The share-price drop has left Alphabet trading at around 18 times forward earnings, cementing its place as the cheapest stock among the Magnificent 7. It also trades at a discount to its long-term average and the overall Nasdaq 100 index, which is trading at 25 times. Shares in the search giant edged higher, rising 0.6% on Tuesday.

“It’s getting to the point now where the valuation is starting to overwhelm the overhang,” said Eric Clark, portfolio manager at Accuvest Global Advisors, who said he bought back some shares in Alphabet last week after trimming his stake about six weeks ago. “I’m feeling much better about getting paid to absorb some of that risk and volatility at the current valuation.”

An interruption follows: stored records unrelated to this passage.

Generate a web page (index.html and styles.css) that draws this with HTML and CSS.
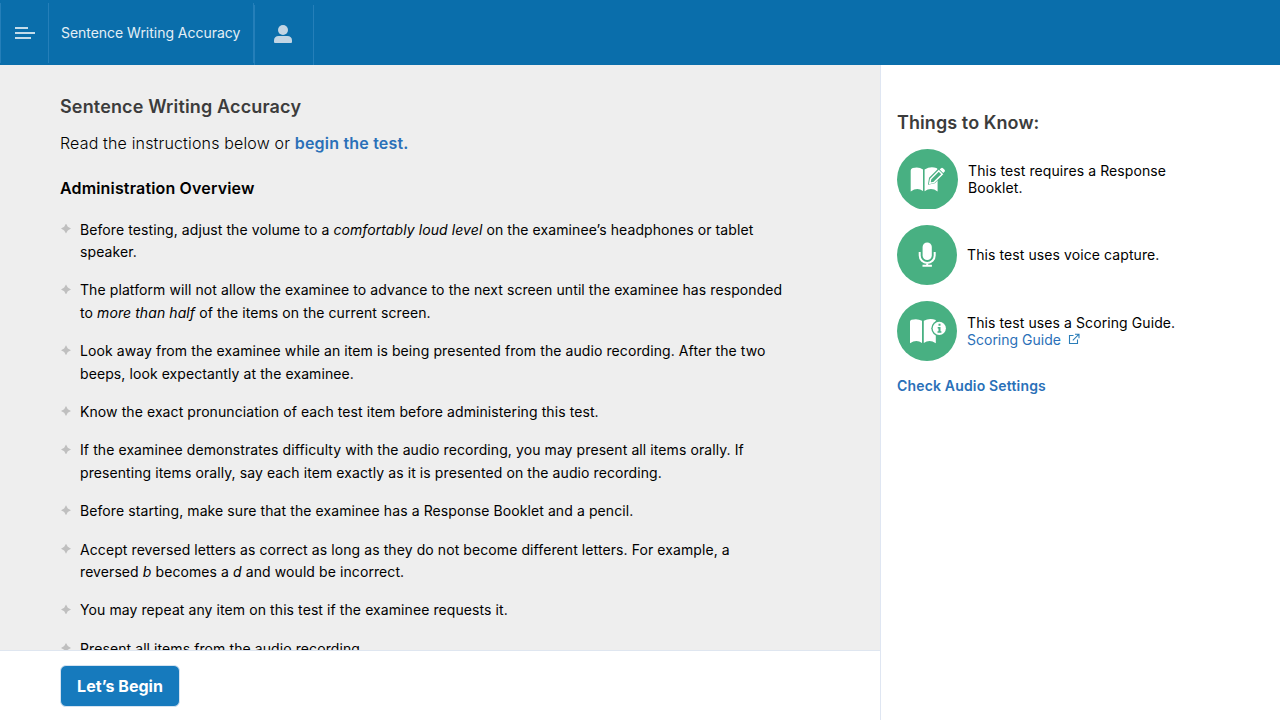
FILE: index.html
```html
<!DOCTYPE html>
<html lang="en">
<head>
<meta charset="utf-8">
<title>Sentence Writing Accuracy</title>
<link rel="stylesheet" href="styles.css">
</head>
<body>
<div class="app">
  <header class="topbar">
    <button class="menu" aria-label="Menu"><svg width="20" height="12" viewBox="0 0 20 12"><path d="M0 0h13v2H0zM0 5h20v2H0zM0 10h16v2H0z"/></svg></button>
    <div class="crumb">Sentence Writing Accuracy</div>
    <div class="examinee"><svg width="18" height="18" viewBox="0 0 18 18"><circle cx="9" cy="5" r="5"/><path d="M4.500 11h9c2.700 0 4.500 1.900 4.500 4.300V17q0 1-1 1H1q-1 0-1-1v-1.700C0 12.900 1.800 11 4.500 11z"/></svg></div>
  </header>
  <div class="body">
    <main class="main">
      <section class="content">
        <h1 class="title">Sentence Writing Accuracy</h1>
        <p class="intro">Read the instructions below or <a class="begin-link">begin the test.</a></p>
        <h2 class="subtitle">Administration Overview</h2>
        <ul class="list">
          <li>Before testing, adjust the volume to a <em>comfortably loud level</em> on the examinee’s headphones or tablet<br>speaker.</li>
          <li>The platform will not allow the examinee to advance to the next screen until the examinee has responded<br>to <em>more than half</em> of the items on the current screen.</li>
          <li>Look away from the examinee while an item is being presented from the audio recording. After the two<br>beeps, look expectantly at the examinee.</li>
          <li>Know the exact pronunciation of each test item before administering this test.</li>
          <li>If the examinee demonstrates difficulty with the audio recording, you may present all items orally. If<br>presenting items orally, say each item exactly as it is presented on the audio recording.</li>
          <li>Before starting, make sure that the examinee has a Response Booklet and a pencil.</li>
          <li>Accept reversed letters as correct as long as they do not become different letters. For example, a<br>reversed <em>b</em> becomes a <em>d</em> and would be incorrect.</li>
          <li>You may repeat any item on this test if the examinee requests it.</li>
          <li>Present all items from the audio recording.</li>
        </ul>
      </section>
      <footer class="footer"><button class="start">Let’s Begin</button></footer>
    </main>
    <aside class="side">
      <h2 class="side-title">Things to Know:</h2>
      <div class="fact">
        <svg class="badge" width="61" height="60" viewBox="0 0 61 60">
          <circle class="disc" cx="30.500" cy="30.500" r="30.500"/>
          <path class="ink" d="M13.700 21.500q0-2 2-2.500 6-1.700 10.300 1.400v21.600q-5.800-4.200-12.300.5z"/>
          <path class="ink" d="M27.600 20.400q6-3.500 11.800-1.300l1.200 1v22.400q-6.500-4.700-13-.3z"/>
          <path class="pencil" d="M32.200 34.500l.8-5.200 9.700-9.700 3.900-2 2.200 2.200-2 3.900-9.400 9.700z"/>
          <path class="pencil-line" d="M32.800 34.200l.8-4.200 8.200-8.200 3.400 3.400-8.200 8.200z"/>
          <path class="ink" d="M42.700 20.600l1.300-1.300q1-1 2 0l1.500 1.500q1 1 0 2l-1.300 1.300z"/>
        </svg>
        <p>This test requires a Response<br>Booklet.</p>
      </div>
      <div class="fact">
        <svg class="badge" width="60" height="60" viewBox="0 0 60 60">
          <circle class="disc" cx="30" cy="30" r="30"/>
          <rect class="ink" x="25.600" y="17.500" width="9.200" height="17.500" rx="4.600"/>
          <path class="stroke" d="M22.700 27v3.500a7.500 7.500 0 0 0 15 0V27M30.200 38v3M25.500 40.800h9.400"/>
        </svg>
        <p class="single">This test uses voice capture.</p>
      </div>
      <div class="fact">
        <svg class="badge" width="60" height="60" viewBox="0 0 60 60">
          <circle class="disc" cx="30" cy="30" r="30"/>
          <path class="ink" d="M13 20.500q0-1.300 1.500-1.700 5.700-1.700 10.500.9v22.400q-5.500-4.200-12 .2z"/>
          <path class="ink" d="M26.800 19.700q5.700-3 12-.7v23.200q-6.500-4.200-12-.1z"/>
          <circle class="disc" cx="42.300" cy="27.300" r="8"/>
          <circle class="ink" cx="42.300" cy="27.300" r="6.600"/>
          <path class="disc" d="M41.500 22.800h2v2h-2zM40.700 26h2.800v4.200h.9v1.500h-3.900v-1.500h1v-2.700h-.8z"/>
        </svg>
        <p>This test uses a Scoring Guide.<br><a class="guide">Scoring Guide<svg class="external" width="12" height="12" viewBox="0 0 12 12"><path d="M5.500 2.500h-4v8h8v-4M7 1.200h4v4M10.800 1.400L4.800 7.300"/></svg></a></p>
      </div>
      <a class="audio-link">Check Audio Settings</a>
    </aside>
  </div>
</div>
</body>
</html>
```
FILE: styles.css
```css
* { box-sizing: border-box; }
body { margin: 0; font-family: Inter, "Liberation Sans", sans-serif; font-size: 14px; color: #000; }
h1, h2, p, ul { margin: 0; padding: 0; font-weight: 400; }
button { font: inherit; border: 0; padding: 0; background: none; }
.app { display: flex; flex-direction: column; width: 1280px; height: 720px; overflow: hidden; }
.topbar { display: flex; height: 65px; flex: none; align-items: flex-start; background: #0a6eab; }
.menu { width: 49px; height: 60px; margin-top: 3px; display: flex; align-items: center; justify-content: center; border-left: 1px solid #257fb9; border-right: 1px solid #257fb9; }
.menu svg { fill: #c4dcea; }
.crumb { width: 205px; height: 60px; margin-top: 3px; padding-left: 12px; line-height: 60px; letter-spacing: -0.03px; color: #e3eff6; border-right: 1px solid #257fb9; white-space: nowrap; }
.examinee { width: 60px; height: 60px; margin-top: 5px; padding: 20px 0 0 19px; border-left: 1px solid #257fb9; border-right: 1px solid #257fb9; }
.examinee svg { display: block; fill: #c2d5e4; }
.body { display: flex; flex: 1; min-height: 0; }
.main { display: flex; flex-direction: column; width: 880px; }
.content { flex: 1; min-height: 0; overflow: hidden; padding: 30px 60px 0; background: #eee; }
.title { font-size: 18px; line-height: 24px; font-weight: 600; letter-spacing: 0.15px; color: #3c3c3c; }
.intro { margin-top: 12px; font-size: 16px; line-height: 24px; font-weight: 300; letter-spacing: 0.16px; }
.begin-link { font-weight: 600; letter-spacing: 0.19px; color: #2a70b8; }
.subtitle { margin-top: 21px; font-size: 16px; line-height: 24px; font-weight: 600; letter-spacing: 0.16px; }
.list { margin-top: 18.6px; list-style: none; letter-spacing: 0.087px; }
.list li { padding-left: 20px; margin-bottom: 16px; line-height: 22.4px; white-space: nowrap; position: relative; }
.list li::before { content: ""; position: absolute; left: 1px; top: 5px; width: 10px; height: 10px; background: #bfbfbf; clip-path: polygon(50% 0, 68% 32%, 100% 50%, 68% 68%, 50% 100%, 32% 68%, 0 50%, 32% 32%); }
.footer { flex: none; height: 70px; padding: 14px 60px; border-top: 1px solid #dfe6f0; background: #fff; }
.start { display: block; width: 120px; height: 42px; border: 1px solid #d5e3f1; border-radius: 6px; background: #167abd; color: #fff; font-size: 16px; font-weight: 700; }
.side { flex: 1; padding: 46px 16px 0; border-left: 1px solid #dfe6f2; background: #fff; }
.side-title { font-size: 18px; line-height: 24px; font-weight: 600; letter-spacing: 0.08px; color: #3c3c3c; margin-bottom: 14px; }
.fact { display: flex; align-items: center; gap: 10px; height: 60px; margin-bottom: 16px; line-height: 17px; letter-spacing: 0.09px; white-space: nowrap; }
.single { padding-bottom: 1px; }
.badge { flex: none; }
.disc { fill: #48b082; }
.ink { fill: #fff; }
.pencil { fill: #48b082; stroke: #48b082; stroke-width: 2; }
.pencil-line { fill: none; stroke: #fff; stroke-width: 1.5; }
.stroke { fill: none; stroke: #fff; stroke-width: 2; }
.guide { letter-spacing: 0; color: #2a70b8; }
.external { margin-left: 7px; vertical-align: 0; fill: none; stroke: #2a7db8; stroke-width: 1.100; }
.audio-link { display: block; margin-top: 16px; line-height: 17px; font-weight: 600; letter-spacing: 0.17px; color: #2a70b8; }
```
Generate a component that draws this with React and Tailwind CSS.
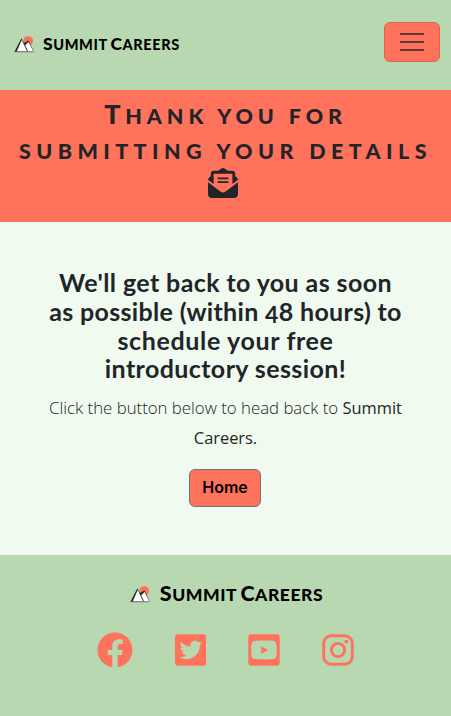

The antitrust issues in the US — and in Europe, where Alphabet recently lost a court case over a $2.6 billion fine related to shopping services — have caused some jitters on Wall Street. Morgan Stanley recently cut its Alphabet price target to $190 from $205, saying that antitrust-related uncertainty will put a narrow — and lower — band on the multiple.

Evercore ISI’s Mark Mahaney also cut his price target because of concerns around antitrust trials and potential remedies. Still, Mahaney remains bullish, saying that even in a worst-case scenario where Google is no longer allowed to bid for exclusive search distribution deals in the US, the related reduction in traffic acquisition costs would go a long way to offset this.